***** SOURCE EXCERPT *****
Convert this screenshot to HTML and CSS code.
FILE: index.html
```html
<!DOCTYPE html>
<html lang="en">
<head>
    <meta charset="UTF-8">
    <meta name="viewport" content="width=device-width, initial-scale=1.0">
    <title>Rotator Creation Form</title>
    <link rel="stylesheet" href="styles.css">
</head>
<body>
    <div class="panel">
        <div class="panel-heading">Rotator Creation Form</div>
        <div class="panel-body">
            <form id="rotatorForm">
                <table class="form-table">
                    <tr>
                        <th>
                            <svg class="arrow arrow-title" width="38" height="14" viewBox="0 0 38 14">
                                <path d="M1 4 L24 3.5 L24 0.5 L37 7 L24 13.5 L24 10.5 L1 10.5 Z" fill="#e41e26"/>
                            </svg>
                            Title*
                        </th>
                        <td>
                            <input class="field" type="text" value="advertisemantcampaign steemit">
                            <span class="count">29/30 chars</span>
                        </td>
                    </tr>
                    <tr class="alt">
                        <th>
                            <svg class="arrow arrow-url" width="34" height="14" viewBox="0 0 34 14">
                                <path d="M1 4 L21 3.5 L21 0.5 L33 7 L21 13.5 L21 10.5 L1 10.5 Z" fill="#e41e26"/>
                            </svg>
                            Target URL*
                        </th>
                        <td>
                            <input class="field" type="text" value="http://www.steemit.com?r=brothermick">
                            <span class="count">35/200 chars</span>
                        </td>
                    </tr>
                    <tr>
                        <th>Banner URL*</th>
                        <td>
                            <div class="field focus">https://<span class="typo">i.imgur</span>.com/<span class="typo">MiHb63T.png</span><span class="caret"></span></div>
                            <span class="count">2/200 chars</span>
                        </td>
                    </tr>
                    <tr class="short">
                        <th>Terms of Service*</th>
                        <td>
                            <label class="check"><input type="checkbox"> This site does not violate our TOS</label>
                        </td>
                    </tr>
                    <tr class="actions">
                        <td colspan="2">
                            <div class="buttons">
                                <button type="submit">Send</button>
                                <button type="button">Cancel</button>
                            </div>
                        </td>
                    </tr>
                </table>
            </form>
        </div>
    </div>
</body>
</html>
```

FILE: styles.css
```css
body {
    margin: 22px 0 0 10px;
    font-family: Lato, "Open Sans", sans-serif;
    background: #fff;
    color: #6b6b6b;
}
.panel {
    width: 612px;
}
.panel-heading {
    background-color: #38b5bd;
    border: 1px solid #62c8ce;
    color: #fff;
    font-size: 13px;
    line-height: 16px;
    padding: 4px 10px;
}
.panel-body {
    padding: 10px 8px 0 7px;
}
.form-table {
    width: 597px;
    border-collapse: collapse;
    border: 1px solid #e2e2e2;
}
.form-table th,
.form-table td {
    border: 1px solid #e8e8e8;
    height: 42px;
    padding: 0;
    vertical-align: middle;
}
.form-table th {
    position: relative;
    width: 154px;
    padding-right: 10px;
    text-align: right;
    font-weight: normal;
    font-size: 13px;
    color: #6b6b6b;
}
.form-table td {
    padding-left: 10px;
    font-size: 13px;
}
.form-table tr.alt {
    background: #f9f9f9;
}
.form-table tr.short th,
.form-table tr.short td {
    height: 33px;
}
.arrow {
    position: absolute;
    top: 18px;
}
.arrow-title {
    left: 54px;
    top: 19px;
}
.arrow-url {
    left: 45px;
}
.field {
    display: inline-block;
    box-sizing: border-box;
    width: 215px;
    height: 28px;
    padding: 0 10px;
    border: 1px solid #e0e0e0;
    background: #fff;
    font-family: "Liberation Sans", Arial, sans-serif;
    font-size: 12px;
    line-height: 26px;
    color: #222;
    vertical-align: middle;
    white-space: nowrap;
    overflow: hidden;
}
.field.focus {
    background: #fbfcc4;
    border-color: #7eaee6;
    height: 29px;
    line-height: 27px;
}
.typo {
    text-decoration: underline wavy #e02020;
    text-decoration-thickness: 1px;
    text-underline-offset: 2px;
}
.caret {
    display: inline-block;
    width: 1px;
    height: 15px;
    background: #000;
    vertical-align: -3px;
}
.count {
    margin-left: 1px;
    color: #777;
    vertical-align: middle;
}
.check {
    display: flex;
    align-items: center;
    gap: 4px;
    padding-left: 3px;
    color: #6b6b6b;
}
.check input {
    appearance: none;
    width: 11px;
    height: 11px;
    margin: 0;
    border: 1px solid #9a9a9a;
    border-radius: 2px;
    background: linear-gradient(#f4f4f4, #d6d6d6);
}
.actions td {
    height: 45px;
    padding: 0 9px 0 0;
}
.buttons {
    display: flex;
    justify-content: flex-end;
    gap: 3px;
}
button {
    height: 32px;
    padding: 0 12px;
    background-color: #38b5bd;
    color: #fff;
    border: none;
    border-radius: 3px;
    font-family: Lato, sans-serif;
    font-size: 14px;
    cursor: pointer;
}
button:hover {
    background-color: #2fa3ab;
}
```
*****
** WORK TO DO **
Each line of the material above needs to be quoted exactly, please.

** RESULT OF THE TASK **
Convert this screenshot to HTML and CSS code.
FILE: index.html
```html
<!DOCTYPE html>
<html lang="en">
<head>
    <meta charset="UTF-8">
    <meta name="viewport" content="width=device-width, initial-scale=1.0">
    <title>Rotator Creation Form</title>
    <link rel="stylesheet" href="styles.css">
</head>
<body>
    <div class="panel">
        <div class="panel-heading">Rotator Creation Form</div>
        <div class="panel-body">
            <form id="rotatorForm">
                <table class="form-table">
                    <tr>
                        <th>
                            <svg class="arrow arrow-title" width="38" height="14" viewBox="0 0 38 14">
                                <path d="M1 4 L24 3.5 L24 0.5 L37 7 L24 13.5 L24 10.5 L1 10.5 Z" fill="#e41e26"/>
                            </svg>
                            Title*
                        </th>
                        <td>
                            <input class="field" type="text" value="advertisemantcampaign steemit">
                            <span class="count">29/30 chars</span>
                        </td>
                    </tr>
                    <tr class="alt">
                        <th>
                            <svg class="arrow arrow-url" width="34" height="14" viewBox="0 0 34 14">
                                <path d="M1 4 L21 3.5 L21 0.5 L33 7 L21 13.5 L21 10.5 L1 10.5 Z" fill="#e41e26"/>
                            </svg>
                            Target URL*
                        </th>
                        <td>
                            <input class="field" type="text" value="http://www.steemit.com?r=brothermick">
                            <span class="count">35/200 chars</span>
                        </td>
                    </tr>
                    <tr>
                        <th>Banner URL*</th>
                        <td>
                            <div class="field focus">https://<span class="typo">i.imgur</span>.com/<span class="typo">MiHb63T.png</span><span class="caret"></span></div>
                            <span class="count">2/200 chars</span>
                        </td>
                    </tr>
                    <tr class="short">
                        <th>Terms of Service*</th>
                        <td>
                            <label class="check"><input type="checkbox"> This site does not violate our TOS</label>
                        </td>
                    </tr>
                    <tr class="actions">
                        <td colspan="2">
                            <div class="buttons">
                                <button type="submit">Send</button>
                                <button type="button">Cancel</button>
                            </div>
                        </td>
                    </tr>
                </table>
            </form>
        </div>
    </div>
</body>
</html>
```

FILE: styles.css
```css
body {
    margin: 22px 0 0 10px;
    font-family: Lato, "Open Sans", sans-serif;
    background: #fff;
    color: #6b6b6b;
}
.panel {
    width: 612px;
}
.panel-heading {
    background-color: #38b5bd;
    border: 1px solid #62c8ce;
    color: #fff;
    font-size: 13px;
    line-height: 16px;
    padding: 4px 10px;
}
.panel-body {
    padding: 10px 8px 0 7px;
}
.form-table {
    width: 597px;
    border-collapse: collapse;
    border: 1px solid #e2e2e2;
}
.form-table th,
.form-table td {
    border: 1px solid #e8e8e8;
    height: 42px;
    padding: 0;
    vertical-align: middle;
}
.form-table th {
    position: relative;
    width: 154px;
    padding-right: 10px;
    text-align: right;
    font-weight: normal;
    font-size: 13px;
    color: #6b6b6b;
}
.form-table td {
    padding-left: 10px;
    font-size: 13px;
}
.form-table tr.alt {
    background: #f9f9f9;
}
.form-table tr.short th,
.form-table tr.short td {
    height: 33px;
}
.arrow {
    position: absolute;
    top: 18px;
}
.arrow-title {
    left: 54px;
    top: 19px;
}
.arrow-url {
    left: 45px;
}
.field {
    display: inline-block;
    box-sizing: border-box;
    width: 215px;
    height: 28px;
    padding: 0 10px;
    border: 1px solid #e0e0e0;
    background: #fff;
    font-family: "Liberation Sans", Arial, sans-serif;
    font-size: 12px;
    line-height: 26px;
    color: #222;
    vertical-align: middle;
    white-space: nowrap;
    overflow: hidden;
}
.field.focus {
    background: #fbfcc4;
    border-color: #7eaee6;
    height: 29px;
    line-height: 27px;
}
.typo {
    text-decoration: underline wavy #e02020;
    text-decoration-thickness: 1px;
    text-underline-offset: 2px;
}
.caret {
    display: inline-block;
    width: 1px;
    height: 15px;
    background: #000;
    vertical-align: -3px;
}
.count {
    margin-left: 1px;
    color: #777;
    vertical-align: middle;
}
.check {
    display: flex;
    align-items: center;
    gap: 4px;
    padding-left: 3px;
    color: #6b6b6b;
}
.check input {
    appearance: none;
    width: 11px;
    height: 11px;
    margin: 0;
    border: 1px solid #9a9a9a;
    border-radius: 2px;
    background: linear-gradient(#f4f4f4, #d6d6d6);
}
.actions td {
    height: 45px;
    padding: 0 9px 0 0;
}
.buttons {
    display: flex;
    justify-content: flex-end;
    gap: 3px;
}
button {
    height: 32px;
    padding: 0 12px;
    background-color: #38b5bd;
    color: #fff;
    border: none;
    border-radius: 3px;
    font-family: Lato, sans-serif;
    font-size: 14px;
    cursor: pointer;
}
button:hover {
    background-color: #2fa3ab;
}
```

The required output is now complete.